Material:
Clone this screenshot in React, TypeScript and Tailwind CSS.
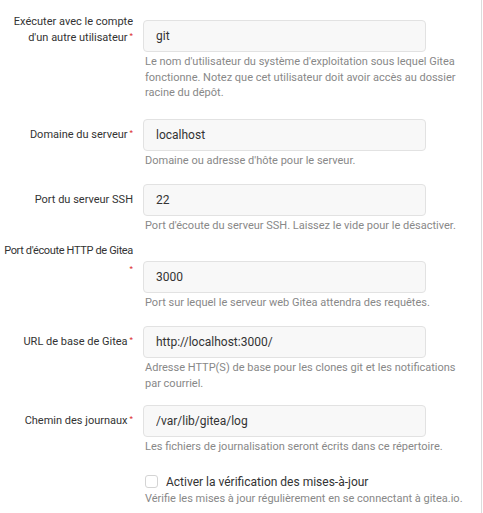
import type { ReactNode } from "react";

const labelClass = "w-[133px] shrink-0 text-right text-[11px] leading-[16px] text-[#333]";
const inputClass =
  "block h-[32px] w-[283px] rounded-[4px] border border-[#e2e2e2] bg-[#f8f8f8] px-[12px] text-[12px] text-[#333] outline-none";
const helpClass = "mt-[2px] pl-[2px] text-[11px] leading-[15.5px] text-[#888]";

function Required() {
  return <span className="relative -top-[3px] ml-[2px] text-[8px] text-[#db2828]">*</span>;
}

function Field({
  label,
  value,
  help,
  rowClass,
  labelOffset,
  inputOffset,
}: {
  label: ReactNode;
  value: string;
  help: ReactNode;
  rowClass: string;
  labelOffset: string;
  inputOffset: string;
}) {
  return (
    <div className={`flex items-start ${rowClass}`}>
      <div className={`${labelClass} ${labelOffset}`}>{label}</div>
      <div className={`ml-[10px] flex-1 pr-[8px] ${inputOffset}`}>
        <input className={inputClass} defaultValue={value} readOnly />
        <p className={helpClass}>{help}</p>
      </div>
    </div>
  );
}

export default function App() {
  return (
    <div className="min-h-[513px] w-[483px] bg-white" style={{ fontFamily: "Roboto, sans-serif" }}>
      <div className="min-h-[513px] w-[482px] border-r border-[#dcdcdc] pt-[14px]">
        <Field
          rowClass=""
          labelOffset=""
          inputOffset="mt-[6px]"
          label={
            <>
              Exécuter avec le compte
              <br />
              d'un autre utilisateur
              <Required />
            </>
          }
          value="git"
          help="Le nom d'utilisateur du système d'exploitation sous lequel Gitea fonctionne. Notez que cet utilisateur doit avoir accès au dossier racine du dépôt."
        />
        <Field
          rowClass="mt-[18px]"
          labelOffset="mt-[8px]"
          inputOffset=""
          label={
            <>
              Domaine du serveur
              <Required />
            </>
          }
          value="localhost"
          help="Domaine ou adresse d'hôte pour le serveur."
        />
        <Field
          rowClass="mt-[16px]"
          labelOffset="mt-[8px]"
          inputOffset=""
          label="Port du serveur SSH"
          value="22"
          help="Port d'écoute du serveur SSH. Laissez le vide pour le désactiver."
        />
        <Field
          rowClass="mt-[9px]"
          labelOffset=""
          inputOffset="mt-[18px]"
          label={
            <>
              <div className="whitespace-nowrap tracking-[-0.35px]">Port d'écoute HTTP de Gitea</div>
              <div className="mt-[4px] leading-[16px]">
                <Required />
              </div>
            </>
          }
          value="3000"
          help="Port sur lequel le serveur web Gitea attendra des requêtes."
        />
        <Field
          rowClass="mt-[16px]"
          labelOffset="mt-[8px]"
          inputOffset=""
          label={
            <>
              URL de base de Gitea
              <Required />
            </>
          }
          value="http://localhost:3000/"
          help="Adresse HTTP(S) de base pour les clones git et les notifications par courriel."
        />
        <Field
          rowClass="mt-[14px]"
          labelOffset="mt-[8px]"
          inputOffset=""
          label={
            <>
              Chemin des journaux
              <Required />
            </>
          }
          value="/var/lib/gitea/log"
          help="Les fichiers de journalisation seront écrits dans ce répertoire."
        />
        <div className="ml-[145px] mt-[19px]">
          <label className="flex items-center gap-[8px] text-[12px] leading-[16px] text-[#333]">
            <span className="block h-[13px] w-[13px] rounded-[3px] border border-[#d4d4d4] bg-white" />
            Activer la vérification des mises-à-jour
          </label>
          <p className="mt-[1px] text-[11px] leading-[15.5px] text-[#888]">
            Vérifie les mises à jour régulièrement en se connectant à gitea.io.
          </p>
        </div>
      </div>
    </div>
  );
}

Request:
In your copy, leave out the pictures and reproduce the material above exactly.

Response:
Clone this screenshot in React, TypeScript and Tailwind CSS.
import type { ReactNode } from "react";

const labelClass = "w-[133px] shrink-0 text-right text-[11px] leading-[16px] text-[#333]";
const inputClass =
  "block h-[32px] w-[283px] rounded-[4px] border border-[#e2e2e2] bg-[#f8f8f8] px-[12px] text-[12px] text-[#333] outline-none";
const helpClass = "mt-[2px] pl-[2px] text-[11px] leading-[15.5px] text-[#888]";

function Required() {
  return <span className="relative -top-[3px] ml-[2px] text-[8px] text-[#db2828]">*</span>;
}

function Field({
  label,
  value,
  help,
  rowClass,
  labelOffset,
  inputOffset,
}: {
  label: ReactNode;
  value: string;
  help: ReactNode;
  rowClass: string;
  labelOffset: string;
  inputOffset: string;
}) {
  return (
    <div className={`flex items-start ${rowClass}`}>
      <div className={`${labelClass} ${labelOffset}`}>{label}</div>
      <div className={`ml-[10px] flex-1 pr-[8px] ${inputOffset}`}>
        <input className={inputClass} defaultValue={value} readOnly />
        <p className={helpClass}>{help}</p>
      </div>
    </div>
  );
}

export default function App() {
  return (
    <div className="min-h-[513px] w-[483px] bg-white" style={{ fontFamily: "Roboto, sans-serif" }}>
      <div className="min-h-[513px] w-[482px] border-r border-[#dcdcdc] pt-[14px]">
        <Field
          rowClass=""
          labelOffset=""
          inputOffset="mt-[6px]"
          label={
            <>
              Exécuter avec le compte
              <br />
              d'un autre utilisateur
              <Required />
            </>
          }
          value="git"
          help="Le nom d'utilisateur du système d'exploitation sous lequel Gitea fonctionne. Notez que cet utilisateur doit avoir accès au dossier racine du dépôt."
        />
        <Field
          rowClass="mt-[18px]"
          labelOffset="mt-[8px]"
          inputOffset=""
          label={
            <>
              Domaine du serveur
              <Required />
            </>
          }
          value="localhost"
          help="Domaine ou adresse d'hôte pour le serveur."
        />
        <Field
          rowClass="mt-[16px]"
          labelOffset="mt-[8px]"
          inputOffset=""
          label="Port du serveur SSH"
          value="22"
          help="Port d'écoute du serveur SSH. Laissez le vide pour le désactiver."
        />
        <Field
          rowClass="mt-[9px]"
          labelOffset=""
          inputOffset="mt-[18px]"
          label={
            <>
              <div className="whitespace-nowrap tracking-[-0.35px]">Port d'écoute HTTP de Gitea</div>
              <div className="mt-[4px] leading-[16px]">
                <Required />
              </div>
            </>
          }
          value="3000"
          help="Port sur lequel le serveur web Gitea attendra des requêtes."
        />
        <Field
          rowClass="mt-[16px]"
          labelOffset="mt-[8px]"
          inputOffset=""
          label={
            <>
              URL de base de Gitea
              <Required />
            </>
          }
          value="http://localhost:3000/"
          help="Adresse HTTP(S) de base pour les clones git et les notifications par courriel."
        />
        <Field
          rowClass="mt-[14px]"
          labelOffset="mt-[8px]"
          inputOffset=""
          label={
            <>
              Chemin des journaux
              <Required />
            </>
          }
          value="/var/lib/gitea/log"
          help="Les fichiers de journalisation seront écrits dans ce répertoire."
        />
        <div className="ml-[145px] mt-[19px]">
          <label className="flex items-center gap-[8px] text-[12px] leading-[16px] text-[#333]">
            <span className="block h-[13px] w-[13px] rounded-[3px] border border-[#d4d4d4] bg-white" />
            Activer la vérification des mises-à-jour
          </label>
          <p className="mt-[1px] text-[11px] leading-[15.5px] text-[#888]">
            Vérifie les mises à jour régulièrement en se connectant à gitea.io.
          </p>
        </div>
      </div>
    </div>
  );
}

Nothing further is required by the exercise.